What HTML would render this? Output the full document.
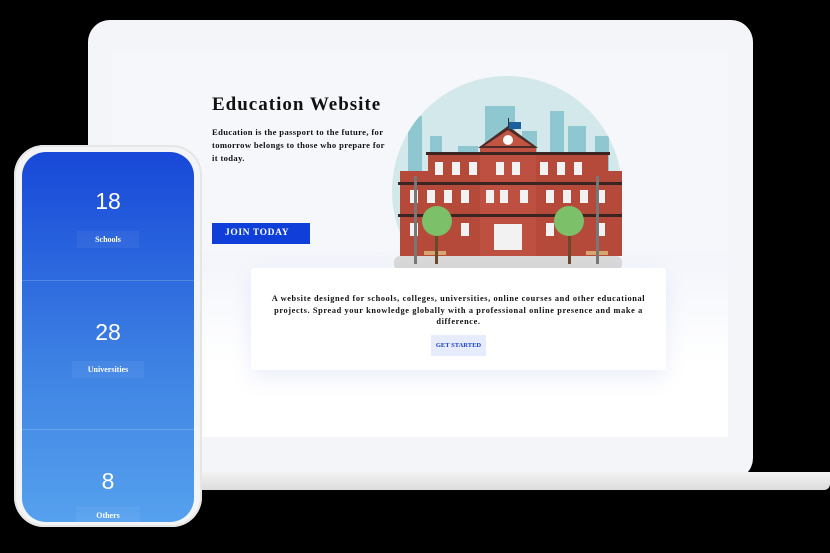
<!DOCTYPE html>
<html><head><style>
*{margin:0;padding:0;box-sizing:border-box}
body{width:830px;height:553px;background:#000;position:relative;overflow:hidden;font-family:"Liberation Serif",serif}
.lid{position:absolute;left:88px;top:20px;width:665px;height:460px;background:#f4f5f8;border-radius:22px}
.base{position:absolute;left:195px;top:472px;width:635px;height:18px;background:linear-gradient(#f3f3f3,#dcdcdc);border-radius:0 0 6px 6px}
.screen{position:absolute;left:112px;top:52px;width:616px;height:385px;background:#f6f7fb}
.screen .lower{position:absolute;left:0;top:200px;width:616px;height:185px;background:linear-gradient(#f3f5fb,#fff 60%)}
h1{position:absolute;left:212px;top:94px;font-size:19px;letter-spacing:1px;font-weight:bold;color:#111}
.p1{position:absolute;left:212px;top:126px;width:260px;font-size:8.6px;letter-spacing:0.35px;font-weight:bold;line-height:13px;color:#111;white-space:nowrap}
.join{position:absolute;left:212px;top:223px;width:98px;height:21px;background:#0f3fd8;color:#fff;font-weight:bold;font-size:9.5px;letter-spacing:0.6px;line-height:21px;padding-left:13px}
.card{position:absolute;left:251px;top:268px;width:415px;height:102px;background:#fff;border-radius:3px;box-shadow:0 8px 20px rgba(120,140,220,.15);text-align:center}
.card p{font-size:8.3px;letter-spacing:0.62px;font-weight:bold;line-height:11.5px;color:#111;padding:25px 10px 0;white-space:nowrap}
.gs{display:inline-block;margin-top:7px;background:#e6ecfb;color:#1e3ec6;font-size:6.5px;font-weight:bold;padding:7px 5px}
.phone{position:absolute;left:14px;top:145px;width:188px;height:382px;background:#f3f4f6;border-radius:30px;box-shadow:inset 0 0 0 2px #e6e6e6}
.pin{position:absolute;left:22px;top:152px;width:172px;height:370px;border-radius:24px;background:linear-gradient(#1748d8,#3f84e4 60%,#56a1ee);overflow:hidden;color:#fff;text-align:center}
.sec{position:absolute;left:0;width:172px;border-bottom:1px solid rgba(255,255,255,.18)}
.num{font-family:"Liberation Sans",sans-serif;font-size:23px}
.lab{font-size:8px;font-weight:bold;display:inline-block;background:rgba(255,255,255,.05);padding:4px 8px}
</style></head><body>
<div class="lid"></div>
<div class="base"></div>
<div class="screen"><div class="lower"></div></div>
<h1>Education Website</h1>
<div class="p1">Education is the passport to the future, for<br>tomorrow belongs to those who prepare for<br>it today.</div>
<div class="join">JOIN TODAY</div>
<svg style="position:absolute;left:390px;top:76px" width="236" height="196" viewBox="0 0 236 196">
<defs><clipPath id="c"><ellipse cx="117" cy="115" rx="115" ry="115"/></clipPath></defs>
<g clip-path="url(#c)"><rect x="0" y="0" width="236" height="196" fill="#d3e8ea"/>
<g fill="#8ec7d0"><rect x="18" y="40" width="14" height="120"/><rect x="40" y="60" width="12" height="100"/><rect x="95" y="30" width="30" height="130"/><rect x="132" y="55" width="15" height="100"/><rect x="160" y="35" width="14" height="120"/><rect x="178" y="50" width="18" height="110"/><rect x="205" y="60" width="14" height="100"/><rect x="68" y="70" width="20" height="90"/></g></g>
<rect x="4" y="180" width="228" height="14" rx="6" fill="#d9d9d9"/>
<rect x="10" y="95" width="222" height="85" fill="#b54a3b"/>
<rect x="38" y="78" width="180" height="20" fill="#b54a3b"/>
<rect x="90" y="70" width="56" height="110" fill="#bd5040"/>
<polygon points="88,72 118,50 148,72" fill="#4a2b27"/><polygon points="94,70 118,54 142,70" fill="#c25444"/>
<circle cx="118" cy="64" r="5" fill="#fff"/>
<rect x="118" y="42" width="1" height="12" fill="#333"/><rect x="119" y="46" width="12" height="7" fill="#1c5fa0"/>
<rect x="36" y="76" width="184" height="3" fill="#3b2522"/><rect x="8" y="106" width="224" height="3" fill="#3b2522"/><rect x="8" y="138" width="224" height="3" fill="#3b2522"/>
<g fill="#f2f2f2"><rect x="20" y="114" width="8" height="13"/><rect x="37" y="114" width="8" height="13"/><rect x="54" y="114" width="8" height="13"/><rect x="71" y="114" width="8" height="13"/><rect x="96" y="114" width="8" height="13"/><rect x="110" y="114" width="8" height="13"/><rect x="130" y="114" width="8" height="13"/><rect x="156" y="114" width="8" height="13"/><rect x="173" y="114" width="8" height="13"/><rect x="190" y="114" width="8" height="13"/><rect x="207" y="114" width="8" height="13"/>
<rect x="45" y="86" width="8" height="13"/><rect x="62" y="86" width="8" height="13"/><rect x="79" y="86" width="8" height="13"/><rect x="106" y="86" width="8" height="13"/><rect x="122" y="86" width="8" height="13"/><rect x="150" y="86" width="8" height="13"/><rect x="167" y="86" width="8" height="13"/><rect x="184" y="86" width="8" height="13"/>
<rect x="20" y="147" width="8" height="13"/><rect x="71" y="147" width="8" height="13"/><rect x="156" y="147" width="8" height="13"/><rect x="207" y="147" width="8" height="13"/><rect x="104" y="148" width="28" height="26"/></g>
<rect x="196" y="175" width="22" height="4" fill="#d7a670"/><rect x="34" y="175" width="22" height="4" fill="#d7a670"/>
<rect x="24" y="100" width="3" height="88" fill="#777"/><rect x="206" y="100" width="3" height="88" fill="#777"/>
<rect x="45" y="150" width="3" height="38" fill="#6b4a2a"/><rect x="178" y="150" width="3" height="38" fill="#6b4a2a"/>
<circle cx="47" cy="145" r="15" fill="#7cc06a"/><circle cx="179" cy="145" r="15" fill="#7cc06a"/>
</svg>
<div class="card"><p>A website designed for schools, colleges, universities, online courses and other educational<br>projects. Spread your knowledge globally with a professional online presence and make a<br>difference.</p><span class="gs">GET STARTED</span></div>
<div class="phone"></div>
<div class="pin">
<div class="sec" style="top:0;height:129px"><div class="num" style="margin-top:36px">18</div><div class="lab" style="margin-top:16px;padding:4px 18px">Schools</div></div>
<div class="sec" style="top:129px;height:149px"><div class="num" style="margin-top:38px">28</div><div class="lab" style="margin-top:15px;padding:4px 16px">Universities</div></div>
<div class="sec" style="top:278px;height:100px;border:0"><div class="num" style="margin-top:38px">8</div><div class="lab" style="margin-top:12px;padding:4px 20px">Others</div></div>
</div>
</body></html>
※ ※ ※
= WHAT THE EXERCISE ASKS =
Restate the whole listing above exactly, except for its images.

= SOLUTION FOR THIS PROBLEM =
What HTML would render this? Output the full document.
<!DOCTYPE html>
<html><head><style>
*{margin:0;padding:0;box-sizing:border-box}
body{width:830px;height:553px;background:#000;position:relative;overflow:hidden;font-family:"Liberation Serif",serif}
.lid{position:absolute;left:88px;top:20px;width:665px;height:460px;background:#f4f5f8;border-radius:22px}
.base{position:absolute;left:195px;top:472px;width:635px;height:18px;background:linear-gradient(#f3f3f3,#dcdcdc);border-radius:0 0 6px 6px}
.screen{position:absolute;left:112px;top:52px;width:616px;height:385px;background:#f6f7fb}
.screen .lower{position:absolute;left:0;top:200px;width:616px;height:185px;background:linear-gradient(#f3f5fb,#fff 60%)}
h1{position:absolute;left:212px;top:94px;font-size:19px;letter-spacing:1px;font-weight:bold;color:#111}
.p1{position:absolute;left:212px;top:126px;width:260px;font-size:8.6px;letter-spacing:0.35px;font-weight:bold;line-height:13px;color:#111;white-space:nowrap}
.join{position:absolute;left:212px;top:223px;width:98px;height:21px;background:#0f3fd8;color:#fff;font-weight:bold;font-size:9.5px;letter-spacing:0.6px;line-height:21px;padding-left:13px}
.card{position:absolute;left:251px;top:268px;width:415px;height:102px;background:#fff;border-radius:3px;box-shadow:0 8px 20px rgba(120,140,220,.15);text-align:center}
.card p{font-size:8.3px;letter-spacing:0.62px;font-weight:bold;line-height:11.5px;color:#111;padding:25px 10px 0;white-space:nowrap}
.gs{display:inline-block;margin-top:7px;background:#e6ecfb;color:#1e3ec6;font-size:6.5px;font-weight:bold;padding:7px 5px}
.phone{position:absolute;left:14px;top:145px;width:188px;height:382px;background:#f3f4f6;border-radius:30px;box-shadow:inset 0 0 0 2px #e6e6e6}
.pin{position:absolute;left:22px;top:152px;width:172px;height:370px;border-radius:24px;background:linear-gradient(#1748d8,#3f84e4 60%,#56a1ee);overflow:hidden;color:#fff;text-align:center}
.sec{position:absolute;left:0;width:172px;border-bottom:1px solid rgba(255,255,255,.18)}
.num{font-family:"Liberation Sans",sans-serif;font-size:23px}
.lab{font-size:8px;font-weight:bold;display:inline-block;background:rgba(255,255,255,.05);padding:4px 8px}
</style></head><body>
<div class="lid"></div>
<div class="base"></div>
<div class="screen"><div class="lower"></div></div>
<h1>Education Website</h1>
<div class="p1">Education is the passport to the future, for<br>tomorrow belongs to those who prepare for<br>it today.</div>
<div class="join">JOIN TODAY</div>
<svg style="position:absolute;left:390px;top:76px" width="236" height="196" viewBox="0 0 236 196">
<defs><clipPath id="c"><ellipse cx="117" cy="115" rx="115" ry="115"/></clipPath></defs>
<g clip-path="url(#c)"><rect x="0" y="0" width="236" height="196" fill="#d3e8ea"/>
<g fill="#8ec7d0"><rect x="18" y="40" width="14" height="120"/><rect x="40" y="60" width="12" height="100"/><rect x="95" y="30" width="30" height="130"/><rect x="132" y="55" width="15" height="100"/><rect x="160" y="35" width="14" height="120"/><rect x="178" y="50" width="18" height="110"/><rect x="205" y="60" width="14" height="100"/><rect x="68" y="70" width="20" height="90"/></g></g>
<rect x="4" y="180" width="228" height="14" rx="6" fill="#d9d9d9"/>
<rect x="10" y="95" width="222" height="85" fill="#b54a3b"/>
<rect x="38" y="78" width="180" height="20" fill="#b54a3b"/>
<rect x="90" y="70" width="56" height="110" fill="#bd5040"/>
<polygon points="88,72 118,50 148,72" fill="#4a2b27"/><polygon points="94,70 118,54 142,70" fill="#c25444"/>
<circle cx="118" cy="64" r="5" fill="#fff"/>
<rect x="118" y="42" width="1" height="12" fill="#333"/><rect x="119" y="46" width="12" height="7" fill="#1c5fa0"/>
<rect x="36" y="76" width="184" height="3" fill="#3b2522"/><rect x="8" y="106" width="224" height="3" fill="#3b2522"/><rect x="8" y="138" width="224" height="3" fill="#3b2522"/>
<g fill="#f2f2f2"><rect x="20" y="114" width="8" height="13"/><rect x="37" y="114" width="8" height="13"/><rect x="54" y="114" width="8" height="13"/><rect x="71" y="114" width="8" height="13"/><rect x="96" y="114" width="8" height="13"/><rect x="110" y="114" width="8" height="13"/><rect x="130" y="114" width="8" height="13"/><rect x="156" y="114" width="8" height="13"/><rect x="173" y="114" width="8" height="13"/><rect x="190" y="114" width="8" height="13"/><rect x="207" y="114" width="8" height="13"/>
<rect x="45" y="86" width="8" height="13"/><rect x="62" y="86" width="8" height="13"/><rect x="79" y="86" width="8" height="13"/><rect x="106" y="86" width="8" height="13"/><rect x="122" y="86" width="8" height="13"/><rect x="150" y="86" width="8" height="13"/><rect x="167" y="86" width="8" height="13"/><rect x="184" y="86" width="8" height="13"/>
<rect x="20" y="147" width="8" height="13"/><rect x="71" y="147" width="8" height="13"/><rect x="156" y="147" width="8" height="13"/><rect x="207" y="147" width="8" height="13"/><rect x="104" y="148" width="28" height="26"/></g>
<rect x="196" y="175" width="22" height="4" fill="#d7a670"/><rect x="34" y="175" width="22" height="4" fill="#d7a670"/>
<rect x="24" y="100" width="3" height="88" fill="#777"/><rect x="206" y="100" width="3" height="88" fill="#777"/>
<rect x="45" y="150" width="3" height="38" fill="#6b4a2a"/><rect x="178" y="150" width="3" height="38" fill="#6b4a2a"/>
<circle cx="47" cy="145" r="15" fill="#7cc06a"/><circle cx="179" cy="145" r="15" fill="#7cc06a"/>
</svg>
<div class="card"><p>A website designed for schools, colleges, universities, online courses and other educational<br>projects. Spread your knowledge globally with a professional online presence and make a<br>difference.</p><span class="gs">GET STARTED</span></div>
<div class="phone"></div>
<div class="pin">
<div class="sec" style="top:0;height:129px"><div class="num" style="margin-top:36px">18</div><div class="lab" style="margin-top:16px;padding:4px 18px">Schools</div></div>
<div class="sec" style="top:129px;height:149px"><div class="num" style="margin-top:38px">28</div><div class="lab" style="margin-top:15px;padding:4px 16px">Universities</div></div>
<div class="sec" style="top:278px;height:100px;border:0"><div class="num" style="margin-top:38px">8</div><div class="lab" style="margin-top:12px;padding:4px 20px">Others</div></div>
</div>
</body></html>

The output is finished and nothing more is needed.